I am very pleased to be here on the opening day of the Private Health Sector Forum. I would like to express my appreciation of the Ministry of Health for taking such concrete action toward enhancing the role of the private health sector in Ethiopia and supporting the organization of this event.
Over the last few years, Ethiopia has achieved considerable gains in the health sector. According to the latest health survey, infant mortality and under-five mortality, since 2008, have decreased by 39 and 47 percent respectively, propelling Ethiopia to achieve its Millennium Development Goal Four in 2013. This success is attributable to the determined leadership and commitment of the Ethiopian Government, and the partnership and support of all stakeholders.
Despite such gains, the health system still faces some serious challenges, including a shortage of qualified human resources and a lack of sustainable financing. These challenges are complex, and can only be solved through enhanced partnership between the public and private sectors.
As shown in the Health Sector Development Plan IV and other key policy frameworks, the Government of Ethiopia has already established a vision to encourage private sector investment in health.
Drawing on this supportive environment, there is evidence that the private sector’s role in the delivery of health services in Ethiopia has increased during the last decade.
Based on the National Health Accounts report, it is estimated that the private health sector accounts for more than 40 percent of the curative and rehabilitative services in the country. The trend in this sector’s growth in Ethiopia is consistent with what is happening in other sub-Saharan African countries. A Study by McKinsey and Associates in 2005 showed that of the total expenditure in sub-Saharan Africa, about 60 percent was privately financed. With Ethiopia’s growing economy, the private sector’s share in national health service delivery is expected to grow quickly.
Both private for-profit and private not-for-profit organizations can contribute to solutions for current weaknesses and challenges in Ethiopia’s health system, such as gaps in resource allocation, human resources for health, infrastructure and equipment, and financial accessibility. By combining the resources and innovative power of business with the knowledge and experience of the development field, we can achieve our goal of providing greater health access to all Ethiopians.
It is important to acknowledge at the outset that many in the public health community oppose, in principle, the role of the private sector in health care. Indeed, there are legitimate concerns. The private sector here in Ethiopia, as elsewhere in Africa, is diverse, fragmented, and not well organized to produce concrete agendas. As a result, the quality of services can be inconsistent. Moreover, the lack of regulatory and accreditation frameworks and systems, combined with a largely uninformed patient population, can sometimes allow for an unscrupulous minority to prevail over responsible providers.

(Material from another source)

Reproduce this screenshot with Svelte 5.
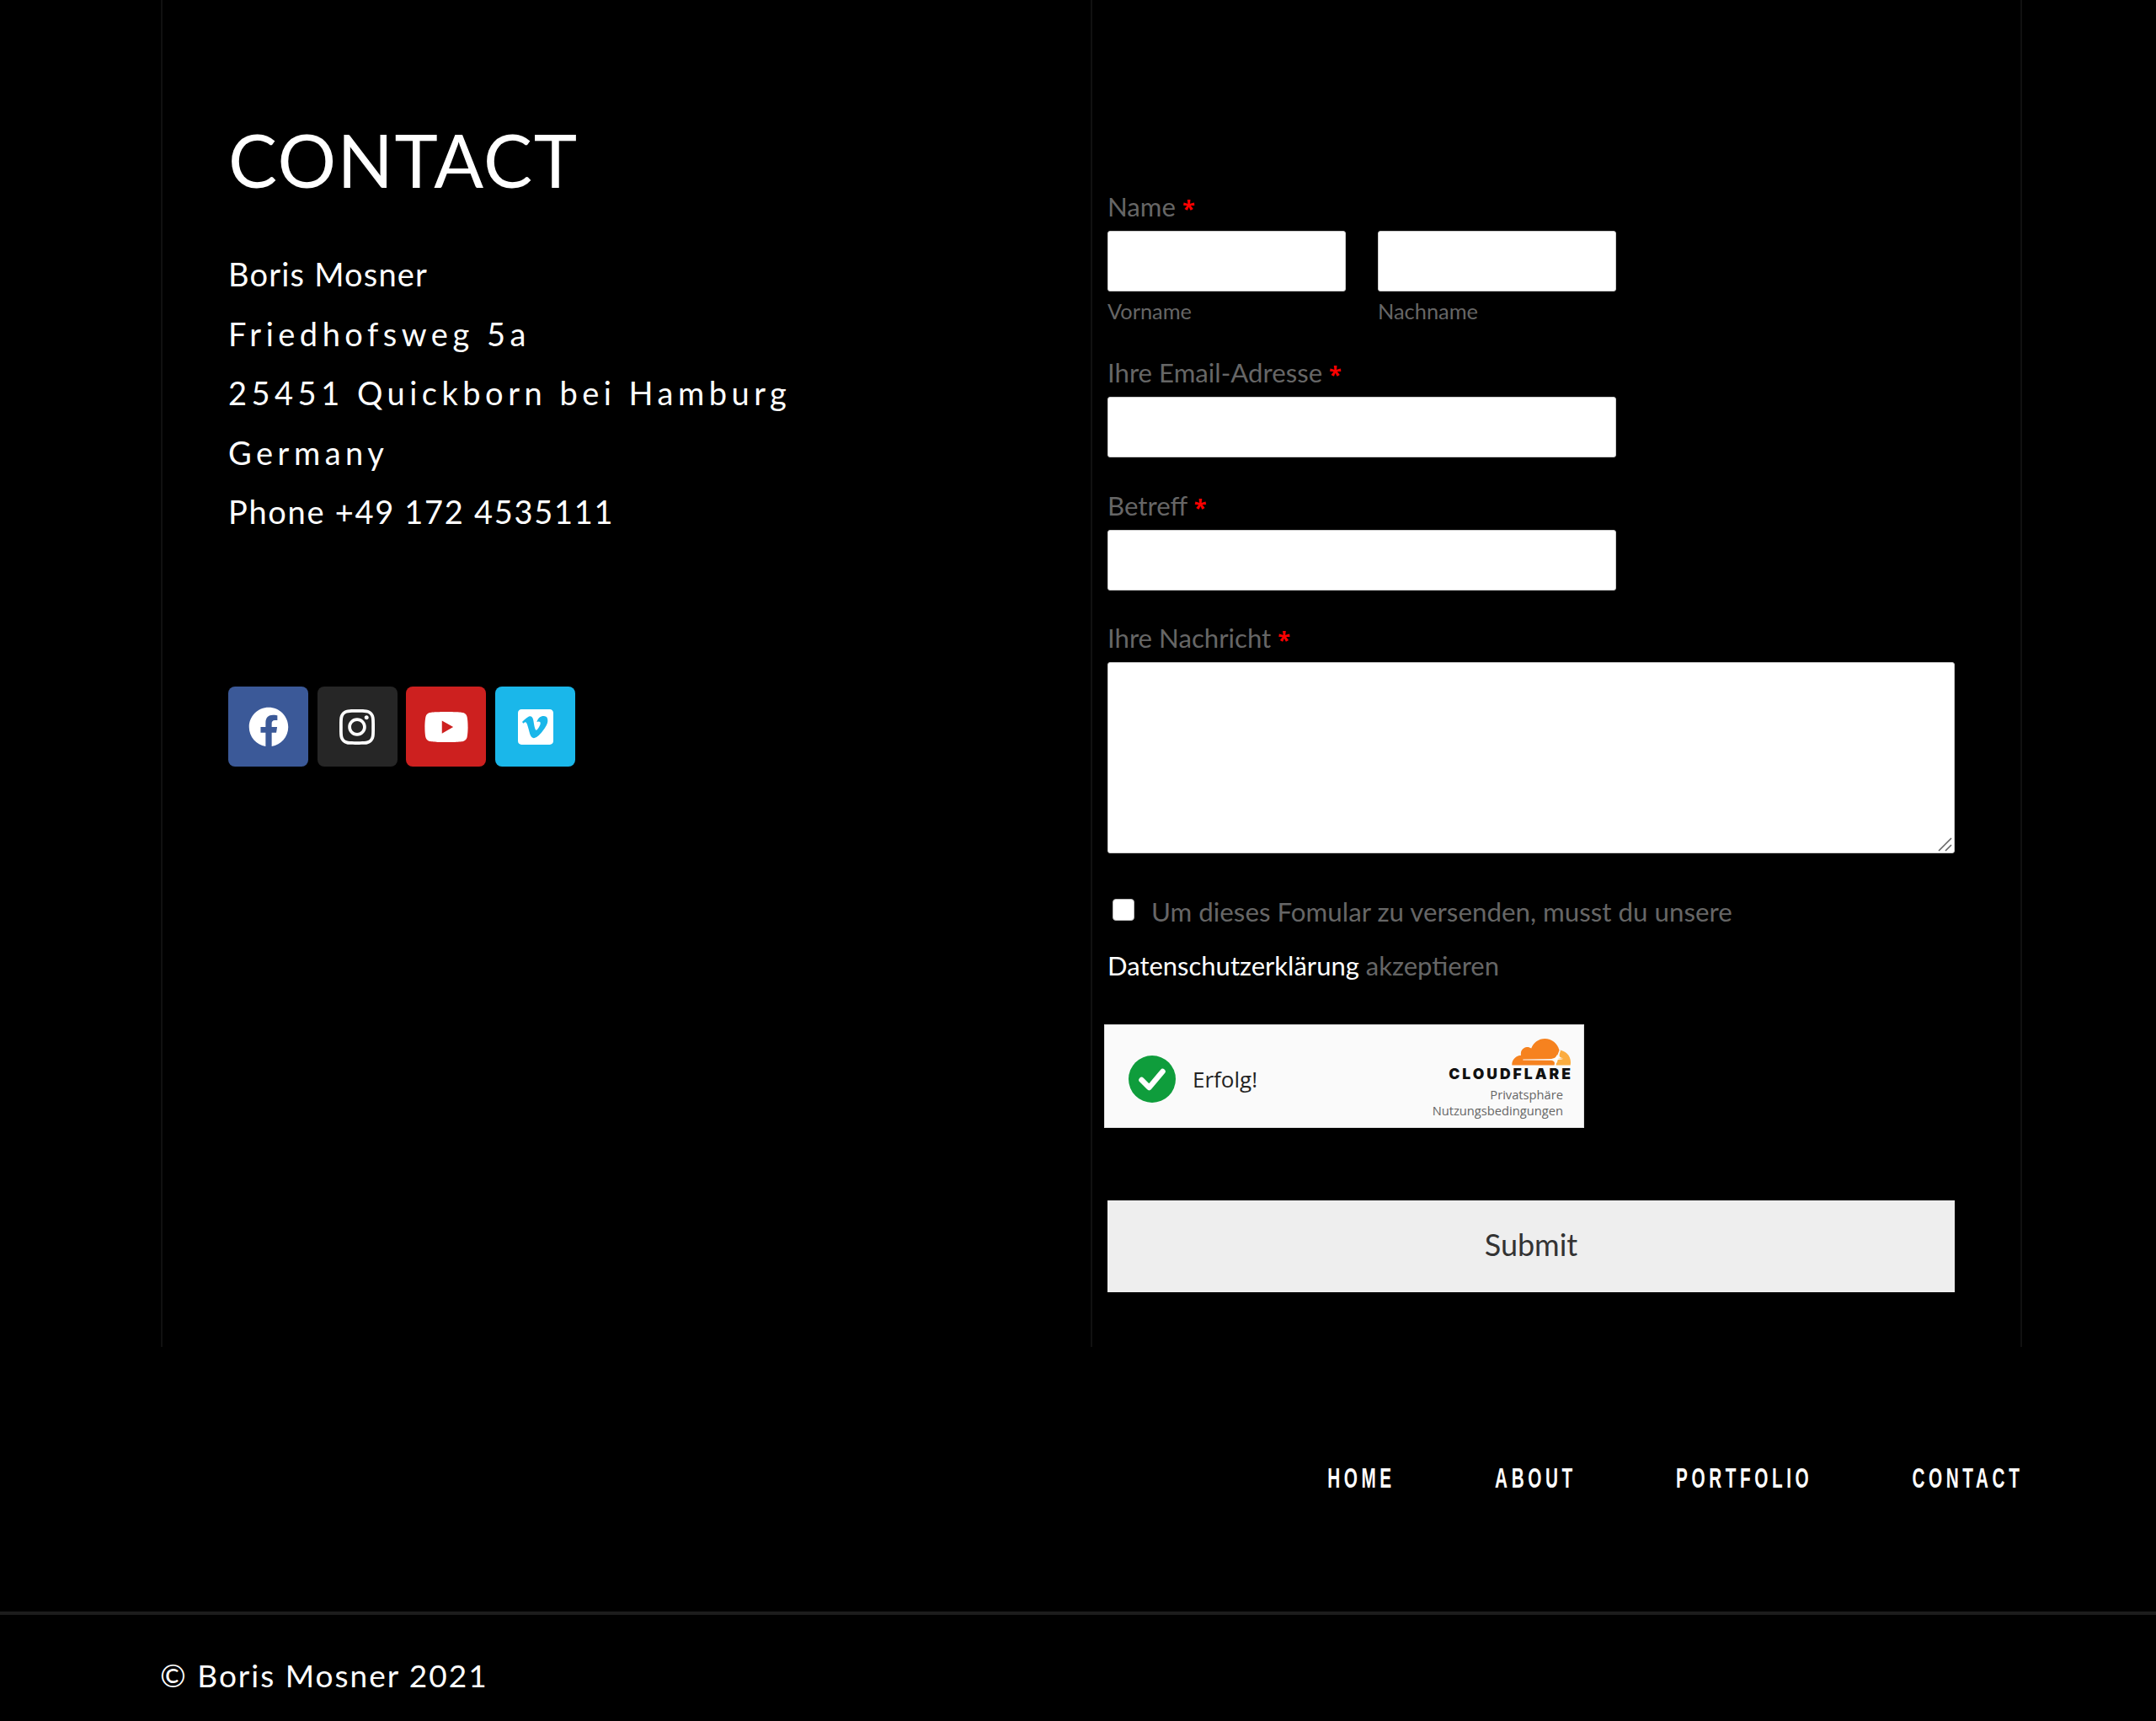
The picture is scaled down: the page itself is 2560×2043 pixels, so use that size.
<script lang="ts">
const address = [
  { text: 'Boris Mosner', tracking: 'tight' },
  { text: 'Friedhofsweg 5a', tracking: 'wide' },
  { text: '25451 Quickborn bei Hamburg', tracking: 'wide' },
  { text: 'Germany', tracking: 'wide' },
  { text: 'Phone +49 172 4535111', tracking: 'normal' },
];
const navItems = ['Home', 'About', 'Portfolio', 'Contact'];
</script>

<div class="page">
  <section class="contact">
    <div class="contact__col contact__col--info">
      <h1 class="contact__title">CONTACT</h1>
      <div class="contact__address">
        {#each address as line}
          <p class="contact__line contact__line--{line.tracking}">{line.text}</p>
        {/each}
      </div>
      <div class="social">
        <a class="social__btn social__btn--fb" href="#fb" aria-label="Facebook">
          <svg viewBox="0 0 512 512" fill="#fff"><path d="M504 256C504 119 393 8 256 8S8 119 8 256c0 123.78 90.69 226.38 209.25 245V327.69h-63V256h63v-54.64c0-62.15 37-96.48 93.67-96.48 27.14 0 55.52 4.84 55.52 4.84v61h-31.28c-30.8 0-40.41 19.12-40.41 38.73V256h68.78l-11 71.69h-57.78V501C413.31 482.38 504 379.78 504 256z" /></svg>
        </a>
        <a class="social__btn social__btn--ig" href="#ig" aria-label="Instagram">
          <svg viewBox="0 0 448 512" fill="#fff"><path d="M224.1 141c-63.6 0-114.9 51.3-114.9 114.9s51.3 114.9 114.9 114.9S339 319.5 339 255.9 287.7 141 224.1 141zm0 189.6c-41.1 0-74.7-33.5-74.7-74.7s33.5-74.7 74.7-74.7 74.7 33.5 74.7 74.7-33.6 74.7-74.7 74.7zm146.4-194.3c0 14.9-12 26.8-26.8 26.8-14.9 0-26.8-12-26.8-26.8s12-26.8 26.8-26.8 26.8 12 26.8 26.8zm76.1 27.2c-1.7-35.9-9.9-67.7-36.2-93.9-26.2-26.2-58-34.4-93.9-36.2-37-2.1-147.9-2.1-184.9 0-35.8 1.7-67.6 9.9-93.9 36.1s-34.4 58-36.2 93.9c-2.1 37-2.1 147.9 0 184.9 1.7 35.9 9.9 67.7 36.2 93.9s58 34.4 93.9 36.2c37 2.1 147.9 2.1 184.9 0 35.9-1.7 67.7-9.9 93.9-36.2 26.2-26.2 34.4-58 36.2-93.9 2.1-37 2.1-147.8 0-184.8zM398.8 388c-7.8 19.6-22.9 34.7-42.6 42.6-29.5 11.7-99.5 9-132.1 9s-102.7 2.6-132.1-9c-19.6-7.8-34.7-22.9-42.6-42.6-11.7-29.5-9-99.5-9-132.1s-2.6-102.7 9-132.1c7.8-19.6 22.9-34.7 42.6-42.6 29.5-11.7 99.5-9 132.1-9s102.7-2.6 132.1 9c19.6 7.8 34.7 22.9 42.6 42.6 11.7 29.5 9 99.5 9 132.1s2.7 102.7-9 132.1z" /></svg>
        </a>
        <a class="social__btn social__btn--yt" href="#yt" aria-label="Youtube">
          <svg viewBox="0 0 576 512" fill="#fff"><path d="M549.655 124.083c-6.281-23.65-24.787-42.276-48.284-48.597C458.781 64 288 64 288 64S117.22 64 74.629 75.486c-23.497 6.322-42.003 24.947-48.284 48.597-11.412 42.867-11.412 132.305-11.412 132.305s0 89.438 11.412 132.305c6.281 23.65 24.787 41.5 48.284 47.821C117.22 448 288 448 288 448s170.78 0 213.371-11.486c23.497-6.321 42.003-24.171 48.284-47.821 11.412-42.867 11.412-132.305 11.412-132.305s0-89.438-11.412-132.305zm-317.51 213.508V175.185l142.739 81.205-142.739 81.201z" /></svg>
        </a>
        <a class="social__btn social__btn--vm" href="#vm" aria-label="Vimeo">
          <svg viewBox="0 0 448 512" fill="#fff"><path d="M403.2 32H44.8C20.1 32 0 52.1 0 76.8v358.4C0 459.9 20.1 480 44.8 480h358.4c24.7 0 44.8-20.1 44.8-44.8V76.8c0-24.7-20.1-44.8-44.8-44.8zM377 180.8c-1.4 31.5-23.4 74.7-66 129.4-44 57.2-81.3 85.8-111.7 85.8-18.9 0-34.8-17.4-47.9-52.3-25.5-93.3-36.4-148-57.4-148-2.4 0-10.9 5.1-25.4 15.2l-15.2-19.6c37.3-32.8 72.9-69.2 95.2-71.2 25.2-2.4 40.7 14.8 46.5 51.7 20.7 131.2 29.9 151 67.6 91.6 13.5-21.4 20.8-37.7 21.8-48.9 3.5-33.2-25.9-30.9-45.8-22.4 15.9-52.1 46.3-77.4 91.2-76 33.3.9 49 22.5 47.1 64.7z" /></svg>
        </a>
      </div>
    </div>

    <form class="contact__col contact__col--form" onsubmit={(e) => e.preventDefault()}>
      <div class="field field--name">
        <span class="field__label">Name <em>*</em></span>
        <div class="field__pair">
          <label><input type="text" /><small>Vorname</small></label>
          <label><input type="text" /><small>Nachname</small></label>
        </div>
      </div>
      <label class="field field--half">
        <span class="field__label">Ihre Email-Adresse <em>*</em></span>
        <input type="email" />
      </label>
      <label class="field field--half">
        <span class="field__label">Betreff <em>*</em></span>
        <input type="text" />
      </label>
      <label class="field">
        <span class="field__label">Ihre Nachricht <em>*</em></span>
        <span class="field__message">
          <textarea></textarea>
          <svg class="field__grip" viewBox="0 0 18 18" stroke="#666" stroke-width="1.6" fill="none">
            <path d="M1 17L16 2M9 17l7-7" />
          </svg>
        </span>
      </label>

      <div class="consent">
        <label class="consent__row"><input type="checkbox" /> <span>Um dieses Fomular zu versenden, musst du unsere</span></label>
        <p><a href="#privacy">Datenschutzerklärung</a> akzeptieren</p>
      </div>

      <div class="turnstile">
        <svg class="turnstile__check" viewBox="0 0 56 56">
          <circle cx="28" cy="28" r="28" fill="#0f9d3c" />
          <path d="M15.5 29l9 9 16-19" fill="none" stroke="#fff" stroke-width="6.5" stroke-linecap="round" stroke-linejoin="round" />
        </svg>
        <span class="turnstile__status">Erfolg!</span>
        <div class="turnstile__brand">
          <svg class="turnstile__cloud" viewBox="0 0 70 32">
            <path fill="#f6821f" d="M50.5 31.5c.7-2 .5-3.6-.6-4.5-1-.8-2.300-1.100-3.900-1.200L13.500 25.400c-.4 0-.5-.5-.1-.7.300-.1.600-.2.900-.2L47 24c3.300-.1 6.700-2.800 7.900-6l1.500-4c.1-.2.100-.400 0-.600C54.300 5.700 47.500 0 39.400 0 31.900 0 25.500 4.800 23.200 11.600c-1.500-1.100-3.400-1.700-5.400-1.500-3.600.4-6.500 3.300-6.900 6.900-.1 1-.1 1.800.2 2.700C5.100 20 .3 24.800.3 30.700c0 .3.100.7.100.8h50.100z" />
            <path fill="#fbad41" d="M59.300 13.500h-.8c-.2 0-.3.100-.4.300l-1.100 3.700c-.7 2-.5 3.600.6 4.500 1 .8 2.300 1.100 3.900 1.200l-6.700.4c-.3 0-.6.200-.8.500-.5 1.600-.9 3.500-1.400 7.400h16.800c.1 0 .2-.1.300-.2.200-1.100.3-2.200.3-3.400 0-7.900-6.500-14.400-14.700-14.400z" />
            <path fill="#fff" d="M53.500 19l1.200 4.300 6.300.9-6.300.9-1.200 4.300-1.200-4.300-6.300-.9 6.300-.9z" />
          </svg>
          <span class="turnstile__logo">CLOUDFLARE</span>
          <span class="turnstile__link">Privatsphäre</span>
          <span class="turnstile__link">Nutzungsbedingungen</span>
        </div>
      </div>

      <button class="submit" type="submit">Submit</button>
    </form>
  </section>

  <nav class="footer-nav">
    <div class="footer-nav__list">
      {#each navItems as item}
        <a href="#{item.toLowerCase()}">{item}</a>
      {/each}
    </div>
  </nav>

  <footer class="copyright">© Boris Mosner 2021</footer>
</div>

<style>
  :global(body) {
    background: #000;
    margin: 0;
  }

  .page {
    background: #000;
    color: #fff;
    font-family: Lato, 'Open Sans', sans-serif;
    height: 2043px;
    overflow: hidden;
  }

  .contact {
    border-right: 2px solid #111;
    box-sizing: border-box;
    display: grid;
    grid-template-columns: 1104px 1104px;
    height: 1599px;
    margin-left: 191px;
    width: 2210px;
  }

  .contact__col {
    border-left: 2px solid #111;
    box-sizing: border-box;
  }

  .contact__col--info {
    padding: 134.5px 0 0 78px;
  }

  .contact__title {
    font-size: 87px;
    font-weight: 400;
    letter-spacing: 1.5px;
    line-height: 110px;
    margin: 0 0 45.5px;
  }

  .contact__line {
    font-size: 38px;
    line-height: 70.5px;
    margin: 0;
  }

  .contact__line--tight {
    letter-spacing: 1.2px;
  }

  .contact__line--normal {
    letter-spacing: 1.7px;
  }

  .contact__line--wide {
    letter-spacing: 5.5px;
  }

  .social {
    display: flex;
    gap: 10.7px;
    margin-top: 172.5px;
  }

  .social__btn {
    align-items: center;
    border-radius: 8px;
    display: flex;
    height: 95px;
    justify-content: center;
    width: 95px;
  }

  .social__btn svg {
    height: 48px;
  }

  .social__btn--fb { background: #3b5998; }
  .social__btn--ig { background: #262626; }
  .social__btn--yt { background: #cd201f; }
  .social__btn--vm { background: #1ab7ea; }

  .contact__col--form {
    box-sizing: content-box;
    color: #666;
    display: flex;
    flex-direction: column;
    padding: 225px 0 0 18px;
    width: 1006px;
  }

  .field {
    display: block;
    margin-bottom: 36.5px;
  }

  .field--name {
    margin-bottom: 38px;
  }

  .field--half {
    width: 604px;
  }

  .field__label {
    display: block;
    font-size: 31.2px;
    line-height: 40px;
    margin-bottom: 9px;
  }

  .field__label em {
    color: #f00;
    font-family: 'Open Sans', sans-serif;
    font-size: 27px;
    font-style: normal;
    font-weight: 700;
    line-height: 0;
  }

  .field__pair {
    display: grid;
    gap: 38px;
    grid-template-columns: 283px 283px;
  }

  .field small {
    display: block;
    font-size: 25.4px;
    line-height: 30px;
    margin-top: 8px;
  }

  input[type='text'],
  input[type='email'],
  textarea {
    background: #fff;
    border: 1px solid #ccc;
    border-radius: 3px;
    box-sizing: border-box;
    display: block;
    height: 72px;
    width: 100%;
  }

  textarea {
    height: 227px;
    resize: none;
  }

  .field__message {
    display: block;
    position: relative;
  }

  .field__grip {
    bottom: 2px;
    height: 18px;
    pointer-events: none;
    position: absolute;
    right: 2px;
    width: 18px;
  }

  .consent {
    font-size: 31.3px;
    line-height: 64px;
  }

  .consent p {
    font-size: 31px;
    margin: 0;
  }

  .consent a {
    color: #fff;
    text-decoration: none;
  }

  .consent__row {
    align-items: center;
    display: flex;
    gap: 20px;
  }

  .consent__row input {
    appearance: none;
    background: #fff;
    border: 1px solid #bbb;
    border-radius: 4px;
    box-sizing: border-box;
    flex: none;
    height: 26px;
    margin: 0 0 4px 6px;
    width: 26px;
  }

  .turnstile {
    align-items: center;
    background: #fafafa;
    border: 1px solid #e0e0e0;
    box-sizing: border-box;
    color: #232323;
    display: flex;
    height: 123px;
    margin: 38px 0 0 -4px;
    padding: 0 15px 0 28px;
    width: 570px;
  }

  .turnstile__check {
    flex: none;
    height: 56px;
    margin-top: 8px;
    width: 56px;
  }

  .turnstile__status {
    flex: 1;
    font-family: 'Open Sans', sans-serif;
    font-size: 26px;
    margin: 8px 0 0 20px;
  }

  .turnstile__brand {
    align-items: flex-end;
    display: flex;
    flex-direction: column;
    margin-top: 7px;
  }

  .turnstile__cloud {
    height: 32px;
    width: 70px;
  }

  .turnstile__logo {
    color: #111;
    font-family: Inter, sans-serif;
    font-size: 17.5px;
    font-weight: 900;
    letter-spacing: 3px;
    line-height: 18px;
    margin: 1px -3px 6px 0;
  }

  .turnstile__link {
    color: #666;
    font-family: 'Open Sans', sans-serif;
    font-size: 14.7px;
    line-height: 19px;
    margin-right: 9px;
  }

  .submit {
    background: #eee;
    border: none;
    color: #333;
    font-family: inherit;
    font-size: 36px;
    height: 109px;
    margin-top: 86px;
    padding: 0 0 4px;
    width: 100%;
  }

  .footer-nav {
    align-items: center;
    box-sizing: border-box;
    display: flex;
    height: 314px;
    justify-content: flex-end;
    padding: 0 158px 3px 0;
  }

  /* no Bebas here, so squeeze the caps sideways */
  .footer-nav__list {
    display: flex;
    flex: none;
    gap: 194px;
    transform: scaleX(0.61);
    transform-origin: right center;
  }

  .footer-nav a {
    color: #fff;
    font-family: 'Liberation Sans', sans-serif;
    font-size: 34px;
    font-weight: 700;
    letter-spacing: 7.5px;
    text-decoration: none;
    text-transform: uppercase;
  }

  .copyright {
    border-top: 4px solid #1c1c1c;
    box-sizing: border-box;
    font-size: 37px;
    letter-spacing: 2px;
    line-height: 50px;
    padding: 47px 0 0 190px;
  }
</style>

However, given the complexity of challenges in the health sector, marginalizing the private sector is not a solution. Therefore, with the intention of creating a safe, flourishing, and expanding health system, USAID, and other development partners, are working in tandem with Government to create a robust, but responsible private health sector in Ethiopia.
Our public health philosophy is to promote the creation of a vibrant private health sector to help improve access to health services, drive innovation, expand the culture of medical ethics, and improve accountability and value for money in health sector investment.
Currently, USAID’s Private Health Sector Program, launched in 2009, operates in five regions and two administrative cities to provide technical support to more than 350 private facilities delivering HIV, TB, family planning, and malaria services. The program has been working closely with the Federal Ministry of Health and Regional Health Bureaus to effectively partner with private health providers to deliver public health services, while improving the quality and affordability of these services for Ethiopians.
In addition, our program is also engaged in capacity building activities to create strong facilities that engage the private sector, and these include:
Support to professional associations,
Assistance in the development of a Public-Private Partnership (PPP) framework, and
Technical assistance to develop national service and licensing standards.
Recently, we have noted that private sector engagement is gaining greater momentum. Today’s private sector forum is taking place under the leadership of the Ministry of Health, which signals a strong commitment from Government to promote a meaningful partnership with the private players in health.
USAID is encouraged with this development and will be keen to see more openness in the coming years as we work to create better health services for the Ethiopian people—which is the bottom line for us all.
Again I am delighted to be here representing the U.S. Government in this important exercise and I wish you all very productive discussions in the next couple of days.